> [Description of the task]:
Restate each of the lines given below, word for word.

-- begin --

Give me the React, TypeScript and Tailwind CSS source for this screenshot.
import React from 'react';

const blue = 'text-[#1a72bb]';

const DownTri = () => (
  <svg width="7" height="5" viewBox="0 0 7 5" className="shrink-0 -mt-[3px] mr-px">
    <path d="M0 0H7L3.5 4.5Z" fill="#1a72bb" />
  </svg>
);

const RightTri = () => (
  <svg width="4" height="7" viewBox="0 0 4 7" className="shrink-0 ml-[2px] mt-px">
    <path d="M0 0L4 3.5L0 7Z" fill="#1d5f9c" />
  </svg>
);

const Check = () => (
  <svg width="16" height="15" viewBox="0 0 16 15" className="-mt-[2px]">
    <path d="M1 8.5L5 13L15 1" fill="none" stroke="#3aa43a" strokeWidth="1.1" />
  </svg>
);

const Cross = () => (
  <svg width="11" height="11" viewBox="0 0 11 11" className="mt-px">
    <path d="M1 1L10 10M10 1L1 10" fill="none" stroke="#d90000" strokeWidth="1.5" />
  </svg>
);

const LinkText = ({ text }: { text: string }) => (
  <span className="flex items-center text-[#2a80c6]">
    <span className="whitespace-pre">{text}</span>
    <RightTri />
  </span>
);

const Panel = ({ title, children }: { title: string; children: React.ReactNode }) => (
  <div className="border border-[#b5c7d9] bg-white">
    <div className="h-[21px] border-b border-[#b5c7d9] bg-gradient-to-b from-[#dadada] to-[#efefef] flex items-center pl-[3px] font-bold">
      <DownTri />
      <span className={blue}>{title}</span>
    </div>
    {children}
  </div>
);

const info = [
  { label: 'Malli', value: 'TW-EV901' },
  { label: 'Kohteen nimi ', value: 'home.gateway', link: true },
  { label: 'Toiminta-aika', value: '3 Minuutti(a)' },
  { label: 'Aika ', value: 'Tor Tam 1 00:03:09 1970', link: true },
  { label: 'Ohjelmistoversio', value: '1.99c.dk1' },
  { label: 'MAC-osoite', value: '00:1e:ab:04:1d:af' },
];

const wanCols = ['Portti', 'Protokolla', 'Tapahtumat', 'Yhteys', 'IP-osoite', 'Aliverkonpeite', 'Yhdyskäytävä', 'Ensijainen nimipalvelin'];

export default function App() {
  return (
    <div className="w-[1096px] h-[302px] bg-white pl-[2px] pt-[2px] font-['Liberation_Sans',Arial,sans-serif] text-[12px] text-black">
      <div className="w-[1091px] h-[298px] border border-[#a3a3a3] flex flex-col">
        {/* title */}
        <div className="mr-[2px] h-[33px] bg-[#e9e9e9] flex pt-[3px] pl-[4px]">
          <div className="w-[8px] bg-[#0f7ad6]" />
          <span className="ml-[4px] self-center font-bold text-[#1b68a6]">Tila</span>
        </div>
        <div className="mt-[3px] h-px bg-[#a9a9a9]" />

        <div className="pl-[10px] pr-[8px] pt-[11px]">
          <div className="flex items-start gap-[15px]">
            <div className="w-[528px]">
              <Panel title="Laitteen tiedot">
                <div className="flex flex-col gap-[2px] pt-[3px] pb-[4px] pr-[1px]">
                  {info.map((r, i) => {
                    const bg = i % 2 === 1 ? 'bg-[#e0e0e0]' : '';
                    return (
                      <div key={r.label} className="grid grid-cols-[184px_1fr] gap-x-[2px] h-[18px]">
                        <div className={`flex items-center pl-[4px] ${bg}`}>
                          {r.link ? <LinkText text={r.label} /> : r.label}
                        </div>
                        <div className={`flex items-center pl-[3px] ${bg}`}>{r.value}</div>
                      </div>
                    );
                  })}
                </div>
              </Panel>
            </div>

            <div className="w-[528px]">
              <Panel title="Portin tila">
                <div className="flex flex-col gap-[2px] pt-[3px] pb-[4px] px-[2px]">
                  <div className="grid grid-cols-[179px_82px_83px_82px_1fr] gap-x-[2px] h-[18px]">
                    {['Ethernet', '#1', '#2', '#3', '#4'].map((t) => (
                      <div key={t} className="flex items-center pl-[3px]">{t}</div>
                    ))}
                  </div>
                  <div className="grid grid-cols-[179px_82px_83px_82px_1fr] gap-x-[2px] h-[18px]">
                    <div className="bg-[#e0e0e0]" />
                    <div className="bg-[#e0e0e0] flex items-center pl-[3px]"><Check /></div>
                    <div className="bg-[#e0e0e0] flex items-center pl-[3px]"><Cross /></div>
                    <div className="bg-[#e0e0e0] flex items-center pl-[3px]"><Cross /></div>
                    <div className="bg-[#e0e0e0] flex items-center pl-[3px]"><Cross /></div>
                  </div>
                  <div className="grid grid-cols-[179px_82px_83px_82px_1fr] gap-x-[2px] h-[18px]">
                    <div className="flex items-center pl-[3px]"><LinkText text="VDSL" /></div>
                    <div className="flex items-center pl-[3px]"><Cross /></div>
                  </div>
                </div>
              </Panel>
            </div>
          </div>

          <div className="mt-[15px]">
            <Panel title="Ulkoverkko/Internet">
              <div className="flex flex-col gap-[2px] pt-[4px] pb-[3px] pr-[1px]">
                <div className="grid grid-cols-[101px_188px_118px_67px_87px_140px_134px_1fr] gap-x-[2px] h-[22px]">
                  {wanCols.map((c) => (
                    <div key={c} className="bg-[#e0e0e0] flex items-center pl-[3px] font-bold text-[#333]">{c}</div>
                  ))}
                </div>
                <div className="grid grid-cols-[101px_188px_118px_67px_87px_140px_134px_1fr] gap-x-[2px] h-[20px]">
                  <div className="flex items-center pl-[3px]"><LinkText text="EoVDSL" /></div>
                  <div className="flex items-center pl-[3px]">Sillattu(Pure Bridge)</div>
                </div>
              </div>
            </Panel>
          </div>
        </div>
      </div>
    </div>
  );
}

-- end --

> [Answer below]:
Give me the React, TypeScript and Tailwind CSS source for this screenshot.
import React from 'react';

const blue = 'text-[#1a72bb]';

const DownTri = () => (
  <svg width="7" height="5" viewBox="0 0 7 5" className="shrink-0 -mt-[3px] mr-px">
    <path d="M0 0H7L3.5 4.5Z" fill="#1a72bb" />
  </svg>
);

const RightTri = () => (
  <svg width="4" height="7" viewBox="0 0 4 7" className="shrink-0 ml-[2px] mt-px">
    <path d="M0 0L4 3.5L0 7Z" fill="#1d5f9c" />
  </svg>
);

const Check = () => (
  <svg width="16" height="15" viewBox="0 0 16 15" className="-mt-[2px]">
    <path d="M1 8.5L5 13L15 1" fill="none" stroke="#3aa43a" strokeWidth="1.1" />
  </svg>
);

const Cross = () => (
  <svg width="11" height="11" viewBox="0 0 11 11" className="mt-px">
    <path d="M1 1L10 10M10 1L1 10" fill="none" stroke="#d90000" strokeWidth="1.5" />
  </svg>
);

const LinkText = ({ text }: { text: string }) => (
  <span className="flex items-center text-[#2a80c6]">
    <span className="whitespace-pre">{text}</span>
    <RightTri />
  </span>
);

const Panel = ({ title, children }: { title: string; children: React.ReactNode }) => (
  <div className="border border-[#b5c7d9] bg-white">
    <div className="h-[21px] border-b border-[#b5c7d9] bg-gradient-to-b from-[#dadada] to-[#efefef] flex items-center pl-[3px] font-bold">
      <DownTri />
      <span className={blue}>{title}</span>
    </div>
    {children}
  </div>
);

const info = [
  { label: 'Malli', value: 'TW-EV901' },
  { label: 'Kohteen nimi ', value: 'home.gateway', link: true },
  { label: 'Toiminta-aika', value: '3 Minuutti(a)' },
  { label: 'Aika ', value: 'Tor Tam 1 00:03:09 1970', link: true },
  { label: 'Ohjelmistoversio', value: '1.99c.dk1' },
  { label: 'MAC-osoite', value: '00:1e:ab:04:1d:af' },
];

const wanCols = ['Portti', 'Protokolla', 'Tapahtumat', 'Yhteys', 'IP-osoite', 'Aliverkonpeite', 'Yhdyskäytävä', 'Ensijainen nimipalvelin'];

export default function App() {
  return (
    <div className="w-[1096px] h-[302px] bg-white pl-[2px] pt-[2px] font-['Liberation_Sans',Arial,sans-serif] text-[12px] text-black">
      <div className="w-[1091px] h-[298px] border border-[#a3a3a3] flex flex-col">
        {/* title */}
        <div className="mr-[2px] h-[33px] bg-[#e9e9e9] flex pt-[3px] pl-[4px]">
          <div className="w-[8px] bg-[#0f7ad6]" />
          <span className="ml-[4px] self-center font-bold text-[#1b68a6]">Tila</span>
        </div>
        <div className="mt-[3px] h-px bg-[#a9a9a9]" />

        <div className="pl-[10px] pr-[8px] pt-[11px]">
          <div className="flex items-start gap-[15px]">
            <div className="w-[528px]">
              <Panel title="Laitteen tiedot">
                <div className="flex flex-col gap-[2px] pt-[3px] pb-[4px] pr-[1px]">
                  {info.map((r, i) => {
                    const bg = i % 2 === 1 ? 'bg-[#e0e0e0]' : '';
                    return (
                      <div key={r.label} className="grid grid-cols-[184px_1fr] gap-x-[2px] h-[18px]">
                        <div className={`flex items-center pl-[4px] ${bg}`}>
                          {r.link ? <LinkText text={r.label} /> : r.label}
                        </div>
                        <div className={`flex items-center pl-[3px] ${bg}`}>{r.value}</div>
                      </div>
                    );
                  })}
                </div>
              </Panel>
            </div>

            <div className="w-[528px]">
              <Panel title="Portin tila">
                <div className="flex flex-col gap-[2px] pt-[3px] pb-[4px] px-[2px]">
                  <div className="grid grid-cols-[179px_82px_83px_82px_1fr] gap-x-[2px] h-[18px]">
                    {['Ethernet', '#1', '#2', '#3', '#4'].map((t) => (
                      <div key={t} className="flex items-center pl-[3px]">{t}</div>
                    ))}
                  </div>
                  <div className="grid grid-cols-[179px_82px_83px_82px_1fr] gap-x-[2px] h-[18px]">
                    <div className="bg-[#e0e0e0]" />
                    <div className="bg-[#e0e0e0] flex items-center pl-[3px]"><Check /></div>
                    <div className="bg-[#e0e0e0] flex items-center pl-[3px]"><Cross /></div>
                    <div className="bg-[#e0e0e0] flex items-center pl-[3px]"><Cross /></div>
                    <div className="bg-[#e0e0e0] flex items-center pl-[3px]"><Cross /></div>
                  </div>
                  <div className="grid grid-cols-[179px_82px_83px_82px_1fr] gap-x-[2px] h-[18px]">
                    <div className="flex items-center pl-[3px]"><LinkText text="VDSL" /></div>
                    <div className="flex items-center pl-[3px]"><Cross /></div>
                  </div>
                </div>
              </Panel>
            </div>
          </div>

          <div className="mt-[15px]">
            <Panel title="Ulkoverkko/Internet">
              <div className="flex flex-col gap-[2px] pt-[4px] pb-[3px] pr-[1px]">
                <div className="grid grid-cols-[101px_188px_118px_67px_87px_140px_134px_1fr] gap-x-[2px] h-[22px]">
                  {wanCols.map((c) => (
                    <div key={c} className="bg-[#e0e0e0] flex items-center pl-[3px] font-bold text-[#333]">{c}</div>
                  ))}
                </div>
                <div className="grid grid-cols-[101px_188px_118px_67px_87px_140px_134px_1fr] gap-x-[2px] h-[20px]">
                  <div className="flex items-center pl-[3px]"><LinkText text="EoVDSL" /></div>
                  <div className="flex items-center pl-[3px]">Sillattu(Pure Bridge)</div>
                </div>
              </div>
            </Panel>
          </div>
        </div>
      </div>
    </div>
  );
}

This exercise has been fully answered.